Artificial Intelligence use by African Governments
So far developments in AI have been predominately driven by private sector technology actors, but growing interest by African governments has seen the start of conversations around “AI strategies'' for growth and governance across the continent. AI’s application to a defined problem is not typically applied in a neutral way. Navigating the complexities of AI application calls for a typology of positive AI and negative AI in the governance context. Positive AI is the use of such systems for broad social benefit. Conversely, negative AI is used for social division, suppression, or even violence.

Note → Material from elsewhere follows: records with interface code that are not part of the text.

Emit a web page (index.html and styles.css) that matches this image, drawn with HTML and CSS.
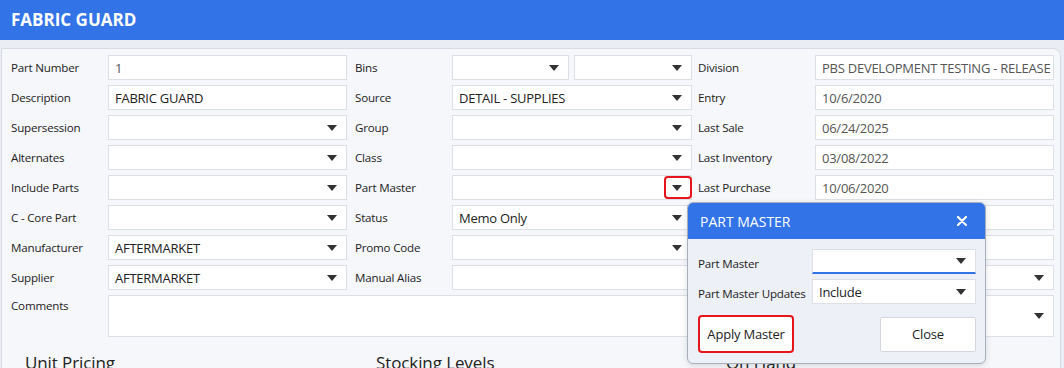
FILE: index.html
```html
<!DOCTYPE html>
<html lang="en">
<head>
    <meta charset="UTF-8">
    <title>Fabric Guard</title>
    <link rel="stylesheet" href="styles.css">
</head>
<body>
    <div class="page-header">FABRIC GUARD</div>

    <div class="page-body">
        <div class="panel">
            <div class="form-grid">
                <!-- row 1 -->
                <label class="lbl">Part Number</label>
                <div class="field readonly">1</div>
                <label class="lbl col2">Bins</label>
                <div class="field-pair">
                    <div class="field select"><span class="caret"></span></div>
                    <div class="field select"><span class="caret"></span></div>
                </div>
                <label class="lbl col3">Division</label>
                <div class="field readonly">PBS DEVELOPMENT TESTING - RELEASE 2</div>

                <!-- row 2 -->
                <label class="lbl">Description</label>
                <div class="field">FABRIC GUARD</div>
                <label class="lbl col2">Source</label>
                <div class="field select">DETAIL - SUPPLIES<span class="caret"></span></div>
                <label class="lbl col3">Entry</label>
                <div class="field readonly">10/6/2020</div>

                <!-- row 3 -->
                <label class="lbl">Supersession</label>
                <div class="field select"><span class="caret"></span></div>
                <label class="lbl col2">Group</label>
                <div class="field select"><span class="caret"></span></div>
                <label class="lbl col3">Last Sale</label>
                <div class="field readonly">06/24/2025</div>

                <!-- row 4 -->
                <label class="lbl">Alternates</label>
                <div class="field select"><span class="caret"></span></div>
                <label class="lbl col2">Class</label>
                <div class="field select"><span class="caret"></span></div>
                <label class="lbl col3">Last Inventory</label>
                <div class="field readonly">03/08/2022</div>

                <!-- row 5 -->
                <label class="lbl">Include Parts</label>
                <div class="field select"><span class="caret"></span></div>
                <label class="lbl col2">Part Master</label>
                <div class="field select has-marker"><span class="caret"></span><span class="marker"></span></div>
                <label class="lbl col3">Last Purchase</label>
                <div class="field readonly">10/06/2020</div>

                <!-- row 6 (third column sits under the dialog) -->
                <label class="lbl">C - Core Part</label>
                <div class="field select"><span class="caret"></span></div>
                <label class="lbl col2">Status</label>
                <div class="field select">Memo Only<span class="caret"></span></div>
                <label class="lbl col3"></label>
                <div class="field readonly"></div>

                <!-- row 7 -->
                <label class="lbl">Manufacturer</label>
                <div class="field select">AFTERMARKET<span class="caret"></span></div>
                <label class="lbl col2">Promo Code</label>
                <div class="field select"><span class="caret"></span></div>
                <label class="lbl col3"></label>
                <div class="field readonly"></div>

                <!-- row 8 -->
                <label class="lbl">Supplier</label>
                <div class="field select">AFTERMARKET<span class="caret"></span></div>
                <label class="lbl col2">Manual Alias</label>
                <div class="field"></div>
                <label class="lbl col3"></label>
                <div class="field select"><span class="caret"></span></div>

                <!-- row 9 -->
                <label class="lbl top">Comments</label>
                <div class="field tall wide"></div>
                <label class="lbl col3 top"></label>
                <div class="field select tall"><span class="caret"></span></div>
            </div>

            <div class="sections">
                <h2>Unit Pricing</h2>
                <h2>Stocking Levels</h2>
                <h2>On Hand</h2>
            </div>
        </div>
    </div>

    <div class="dialog">
        <div class="dialog-head">
            <span>PART MASTER</span>
            <svg class="close" width="10" height="10" viewBox="0 0 10 10">
                <path d="M1 1 L9 9 M9 1 L1 9" stroke="#fff" stroke-width="2.2" stroke-linecap="round"/>
            </svg>
        </div>
        <div class="dialog-body">
            <div class="dialog-row">
                <label>Part Master</label>
                <div class="field select focused"><span class="caret"></span></div>
            </div>
            <div class="dialog-row">
                <label>Part Master Updates</label>
                <div class="field select">Include<span class="caret"></span></div>
            </div>
            <div class="dialog-buttons">
                <button class="btn btn-marked">Apply Master</button>
                <button class="btn">Close</button>
            </div>
        </div>
    </div>
</body>
</html>
```

FILE: styles.css
```css
body {
    margin: 0;
    font-family: "Open Sans", "Noto Sans", sans-serif;
    font-size: 11.6px;
    letter-spacing: -0.2px;
    color: #222;
    background: #ebedf4;
    overflow: hidden;
}
.page-header {
    height: 40px;
    line-height: 40px;
    padding-left: 11px;
    background-color: #3273e8;
    color: #fff;
    font-size: 17px;
    font-weight: bold;
    letter-spacing: 0;
}
.page-body {
    padding: 8px 3px 0 1px;
}
.panel {
    background-color: #f6f7fb;
    border: 1px solid #d8dbe3;
    border-radius: 0 8px 0 0;
    padding: 6px 6px 0 9px;
    height: 400px;
}
.form-grid {
    display: grid;
    grid-template-columns: 97px 239px 105px 240px 123px 239px;
    grid-template-rows: repeat(8, 25px) 42px;
    row-gap: 5px;
}
.lbl {
    display: flex;
    align-items: center;
    padding-bottom: 1px;
    white-space: nowrap;
}
.lbl.col2 {
    padding-left: 8px;
}
.lbl.col3 {
    padding-left: 6px;
}
.lbl.top {
    align-items: flex-start;
    padding-top: 3px;
}
.field {
    box-sizing: border-box;
    height: 25px;
    display: flex;
    align-items: center;
    padding: 0 9px 0 6px;
    background-color: #fff;
    border: 1px solid #dcdfe6;
    font-size: 13px;
    letter-spacing: -0.25px;
    color: #222;
    white-space: nowrap;
    overflow: hidden;
}
.field.readonly {
    color: #555;
}
.field.tall {
    height: 42px;
}
.field.wide {
    grid-column: span 3;
}
.field-pair {
    display: grid;
    grid-template-columns: 117px 118px;
    column-gap: 5px;
}
.caret {
    margin-left: auto;
    width: 0;
    height: 0;
    border-left: 5px solid transparent;
    border-right: 5px solid transparent;
    border-top: 6px solid #333;
    flex-shrink: 0;
}
.has-marker {
    position: relative;
    overflow: visible;
}
.marker {
    position: absolute;
    right: -1px;
    top: 0;
    width: 28px;
    height: 23px;
    box-sizing: border-box;
    border: 2px solid #e8141b;
    border-radius: 4px;
}
.sections {
    display: grid;
    grid-template-columns: 351px 350px 300px;
    padding: 14px 0 0 14px;
}
.sections h2 {
    margin: 0;
    font-size: 17px;
    font-weight: 500;
    letter-spacing: -0.1px;
    color: #222;
}
.dialog {
    position: absolute;
    left: 687px;
    top: 202px;
    width: 299px;
    height: 162px;
    box-sizing: border-box;
    border: 1px solid #a9aebb;
    border-radius: 6px;
    background-color: #eef0f7;
    overflow: hidden;
    box-shadow: 0 2px 6px rgba(0, 0, 0, 0.12);
}
.dialog-head {
    height: 36px;
    display: flex;
    align-items: center;
    padding: 0 18px 0 12px;
    background-color: #3273e8;
    color: #fff;
    font-size: 14px;
    letter-spacing: 0;
}
.dialog-head .close {
    margin-left: auto;
}
.dialog-body {
    padding: 10px 9px 0 10px;
}
.dialog-row {
    display: flex;
    align-items: center;
    height: 25px;
    margin-bottom: 5px;
}
.dialog-row label {
    width: 114px;
    padding-top: 4px;
    white-space: nowrap;
}
.dialog-row .field {
    width: 164px;
}
.field.focused {
    border-bottom: 2px solid #3273e8;
}
.dialog-buttons {
    display: flex;
    justify-content: space-between;
    align-items: center;
    margin-top: 11px;
}
.btn {
    box-sizing: border-box;
    width: 96px;
    height: 35px;
    background-color: #fff;
    border: 1px solid #d3d6de;
    border-radius: 2px;
    font-family: inherit;
    font-size: 13px;
    letter-spacing: -0.2px;
    color: #222;
}
.btn-marked {
    height: 38px;
    border: 2px solid #e8141b;
    border-radius: 4px;
}
```
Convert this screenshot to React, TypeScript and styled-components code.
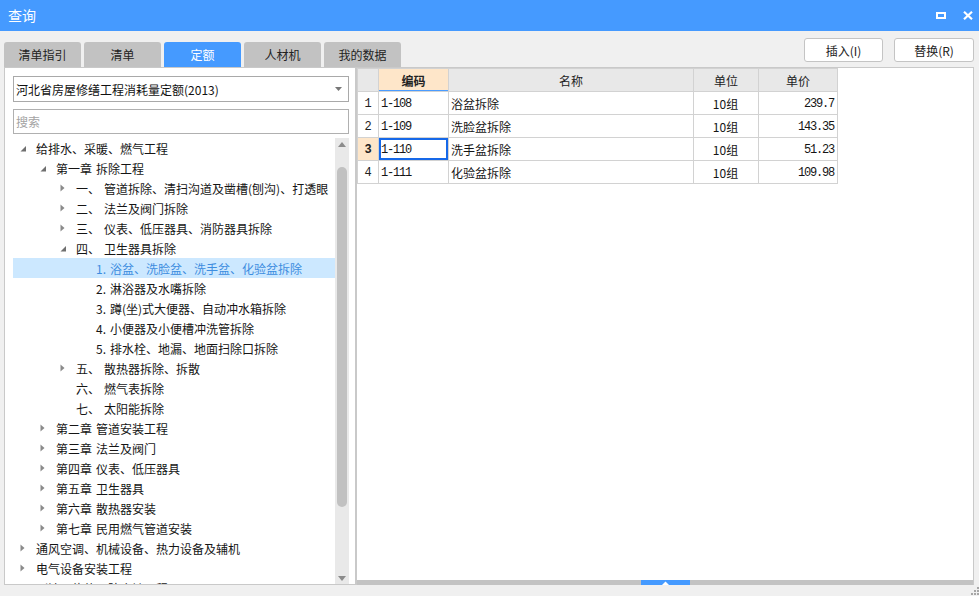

Positive Impacts in the Health Sector
Positive AI applications in Africa have garnered most of the media coverage. Start-ups in Ghana and Nigeria are addressing doctor shortages and the lack of medical access for rural Africans. They have begun to use AI to empower doctors and leverage growing mobile phone ownership as a vehicle for collecting data, improving administrative efficiency, and to expand treatment coverage. In both Kenya and Nigeria, AI focused start-ups have begun working on agricultural planning, reducing financial transaction costs, and improving public transportation access and efficiency. Education has also been a focus of start-ups like M-Shule and Tuteria, which provide accessible and extensive training and learning platforms to help teachers in the classroom. Governments in AI rich countries like Ghana, Nigeria, Kenya, and South Africa have taken a supportive but cautious approach. Monetary support for AI research and development alongside the promotion of STEM education have taken priority over AI’s integration within government agencies.
Some potential threats
While the above positive applications seek to solve gaps in development, the power of AI to augment skills and resource deficits can also potentially be harnessed by challengers to the state and by states that seek to suppress political opposition. Deep fakes, or the creation of artificial videos, voice recordings, and data, could be used to emphasize existing ethnic and religious divisions and to attack nascent democratic institutions. For example, imagine a scenario in which a supporter of Boko Haram could fabricate an inflammatory audio recording attributed to governmental authorities in an effort to stoke religious division. Such tactics may prove difficult to manage during contentious elections in transitioning democracies, especially when combined with popular social media platforms.